El ejercicio más natural y más provechoso de nuestra alma es, a mi entender, la conversación. No hay cosa en la vida que me parezca más agradable. Por esto, si me dieran a elegir, antes querría perder la vista que el oído o la palabra. Los atenienses, y aun los romanos, honra-ron mucho este ejercicio en sus academias. Algo queda hoy de esta práctica entre los italianos, y con gran fruto para ellos, según puede advertirse comparando nuestro entendimiento con el suyo. La conversación al punto interesa y educa, mientras que el estudio es tarea lánguida y que no apasiona. Si yo discuto con un espíritu vigoroso, con un buen luchador de la inteligencia, pronto hace presa en mí, asaltándome a diestro y siniestro. Sus ideas provocan las mías; la rivalidad y el amor a la gloria me empujan y redoblan mi ingenio, porque no hay nada tan aburrido como el completo acuerdo de una conversación.

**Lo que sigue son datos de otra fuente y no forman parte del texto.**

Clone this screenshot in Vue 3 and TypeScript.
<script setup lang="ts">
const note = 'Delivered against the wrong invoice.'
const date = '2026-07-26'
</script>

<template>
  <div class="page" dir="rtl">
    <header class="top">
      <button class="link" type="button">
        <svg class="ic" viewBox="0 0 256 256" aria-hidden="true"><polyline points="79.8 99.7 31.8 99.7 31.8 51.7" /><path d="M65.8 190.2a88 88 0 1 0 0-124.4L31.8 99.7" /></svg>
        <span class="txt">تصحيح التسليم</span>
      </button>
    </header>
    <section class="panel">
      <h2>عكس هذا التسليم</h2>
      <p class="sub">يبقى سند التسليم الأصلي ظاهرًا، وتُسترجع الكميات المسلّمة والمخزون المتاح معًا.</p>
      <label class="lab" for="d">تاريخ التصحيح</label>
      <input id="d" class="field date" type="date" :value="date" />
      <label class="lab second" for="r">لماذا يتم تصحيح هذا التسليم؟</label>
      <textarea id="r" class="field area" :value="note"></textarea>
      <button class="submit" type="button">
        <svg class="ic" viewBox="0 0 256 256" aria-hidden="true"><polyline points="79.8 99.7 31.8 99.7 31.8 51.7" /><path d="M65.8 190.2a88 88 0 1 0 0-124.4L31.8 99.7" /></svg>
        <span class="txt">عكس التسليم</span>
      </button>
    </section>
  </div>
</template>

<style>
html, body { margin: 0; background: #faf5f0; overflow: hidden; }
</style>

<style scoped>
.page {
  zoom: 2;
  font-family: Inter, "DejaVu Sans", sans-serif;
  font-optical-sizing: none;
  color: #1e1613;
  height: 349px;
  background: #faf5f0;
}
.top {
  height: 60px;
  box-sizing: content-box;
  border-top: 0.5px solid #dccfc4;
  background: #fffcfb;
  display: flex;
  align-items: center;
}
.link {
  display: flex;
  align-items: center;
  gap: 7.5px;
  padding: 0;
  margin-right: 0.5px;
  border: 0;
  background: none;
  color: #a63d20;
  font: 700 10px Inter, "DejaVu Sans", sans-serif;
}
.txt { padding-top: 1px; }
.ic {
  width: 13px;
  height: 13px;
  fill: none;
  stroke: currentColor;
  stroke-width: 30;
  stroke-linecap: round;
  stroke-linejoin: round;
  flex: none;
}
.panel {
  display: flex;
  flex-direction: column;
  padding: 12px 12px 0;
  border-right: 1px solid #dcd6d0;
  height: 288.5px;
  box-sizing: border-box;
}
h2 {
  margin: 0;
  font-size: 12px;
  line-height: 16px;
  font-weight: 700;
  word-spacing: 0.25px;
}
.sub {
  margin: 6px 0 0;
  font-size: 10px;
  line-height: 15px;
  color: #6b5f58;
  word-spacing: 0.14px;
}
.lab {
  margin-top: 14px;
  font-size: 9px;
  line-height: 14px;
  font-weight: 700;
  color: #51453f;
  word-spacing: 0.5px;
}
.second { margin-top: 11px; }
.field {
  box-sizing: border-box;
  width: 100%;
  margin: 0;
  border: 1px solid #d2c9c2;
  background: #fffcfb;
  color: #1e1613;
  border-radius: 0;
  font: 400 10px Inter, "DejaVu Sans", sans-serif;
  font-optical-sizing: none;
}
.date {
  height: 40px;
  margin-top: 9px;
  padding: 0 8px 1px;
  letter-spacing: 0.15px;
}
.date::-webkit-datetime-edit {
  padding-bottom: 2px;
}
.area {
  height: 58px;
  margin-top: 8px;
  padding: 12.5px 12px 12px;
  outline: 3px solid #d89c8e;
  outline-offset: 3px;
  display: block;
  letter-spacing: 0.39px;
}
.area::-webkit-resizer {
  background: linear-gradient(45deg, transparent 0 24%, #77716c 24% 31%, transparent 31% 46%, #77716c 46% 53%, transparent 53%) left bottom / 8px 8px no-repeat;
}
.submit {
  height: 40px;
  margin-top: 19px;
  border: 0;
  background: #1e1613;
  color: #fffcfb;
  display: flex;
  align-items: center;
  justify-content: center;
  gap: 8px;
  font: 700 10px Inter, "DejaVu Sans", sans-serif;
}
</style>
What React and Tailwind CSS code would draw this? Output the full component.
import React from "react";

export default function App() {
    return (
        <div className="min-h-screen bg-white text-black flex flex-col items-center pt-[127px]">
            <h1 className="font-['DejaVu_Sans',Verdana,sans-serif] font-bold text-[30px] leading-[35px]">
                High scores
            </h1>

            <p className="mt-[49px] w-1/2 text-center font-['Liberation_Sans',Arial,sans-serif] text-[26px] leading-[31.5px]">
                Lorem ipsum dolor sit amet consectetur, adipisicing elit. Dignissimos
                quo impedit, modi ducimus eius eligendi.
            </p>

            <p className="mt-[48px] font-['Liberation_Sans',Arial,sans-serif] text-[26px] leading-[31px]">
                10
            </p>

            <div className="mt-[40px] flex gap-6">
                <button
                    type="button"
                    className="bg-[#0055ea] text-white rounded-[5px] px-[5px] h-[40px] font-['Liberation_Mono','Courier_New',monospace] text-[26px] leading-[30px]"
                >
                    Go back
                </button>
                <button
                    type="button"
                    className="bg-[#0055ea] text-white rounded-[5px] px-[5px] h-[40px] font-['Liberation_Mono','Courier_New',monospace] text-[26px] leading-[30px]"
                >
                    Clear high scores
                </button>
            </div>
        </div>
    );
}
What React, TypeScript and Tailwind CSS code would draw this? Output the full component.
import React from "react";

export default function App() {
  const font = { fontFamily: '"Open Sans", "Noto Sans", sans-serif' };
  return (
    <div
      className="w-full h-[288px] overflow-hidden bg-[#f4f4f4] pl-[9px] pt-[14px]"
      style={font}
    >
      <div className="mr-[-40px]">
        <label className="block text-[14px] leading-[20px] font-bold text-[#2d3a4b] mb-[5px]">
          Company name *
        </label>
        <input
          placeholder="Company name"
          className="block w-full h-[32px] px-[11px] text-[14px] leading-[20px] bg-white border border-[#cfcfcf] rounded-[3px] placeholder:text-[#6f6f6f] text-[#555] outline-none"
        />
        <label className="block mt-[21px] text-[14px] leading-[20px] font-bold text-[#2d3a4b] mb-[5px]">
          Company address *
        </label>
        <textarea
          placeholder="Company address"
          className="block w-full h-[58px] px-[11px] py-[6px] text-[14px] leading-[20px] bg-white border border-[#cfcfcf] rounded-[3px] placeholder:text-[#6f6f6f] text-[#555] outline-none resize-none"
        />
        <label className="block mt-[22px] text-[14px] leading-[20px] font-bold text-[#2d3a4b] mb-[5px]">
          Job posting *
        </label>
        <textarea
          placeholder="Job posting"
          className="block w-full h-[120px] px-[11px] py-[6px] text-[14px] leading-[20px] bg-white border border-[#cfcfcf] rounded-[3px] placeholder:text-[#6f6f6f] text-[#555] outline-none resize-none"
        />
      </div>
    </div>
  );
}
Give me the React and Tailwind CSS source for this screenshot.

Mas así como nuestra alma se fortifica por el contacto con inteligencias potentes y ordenadas, así también se corrompe en gran manera si entra en relación y comercio con espíritus bajos y enfermizos. No hay contagio como éste: me consta por propia experiencia. Me gusta mucho hablar y discutir, pero en provecho mío y entre pocas personas; porque hacerlo en público, para diversión de los príncipes, con toda la parada de ingeniosidades y palabrería, me parece oficio harto impropio de un caballero.
La necedad es, ciertamente, un defecto; pero lo es igualmente, y no menos inoportuno, el no poder soportarla, irritándose ciegamente contra ella, como me pasa a mí. Y yo soy quien se acusa ahora. Yo discuto con tanta mayor libertad cuanto que las opiniones que oigo encuentran en mi ánimo un terreno mal preparado para que puedan echar raíces. No hay aserto que me asombre, ni creencia que me hiera, por contraria que sea a las mías. Cualquier fantasía, aun la más vana y extravagante, se me antoja bien explicable como producto del espíritu humano. Los que negamos a nuestro juicio el derecho de sentenciar, somos muy tolerantes, con la diversidad de opiniones, y aunque nos les prestemos asenso, siempre les prestamos oído.
Sócrates acogía sonriendo todas las objeciones que se le hacían, porque conociendo su propia fuerza y pensando que al cabo había de llevar la mejor parte, veía en ellas materia de nuevos triunfos. Nosotros sentimos, por el contrario, que nada nos hiere tanto como la suficiencia y el desdén del contrincante, y que es precisamente el más débil el que mejor debería aceptar las objeciones y reparos que enderezcan o ilustran su juicio.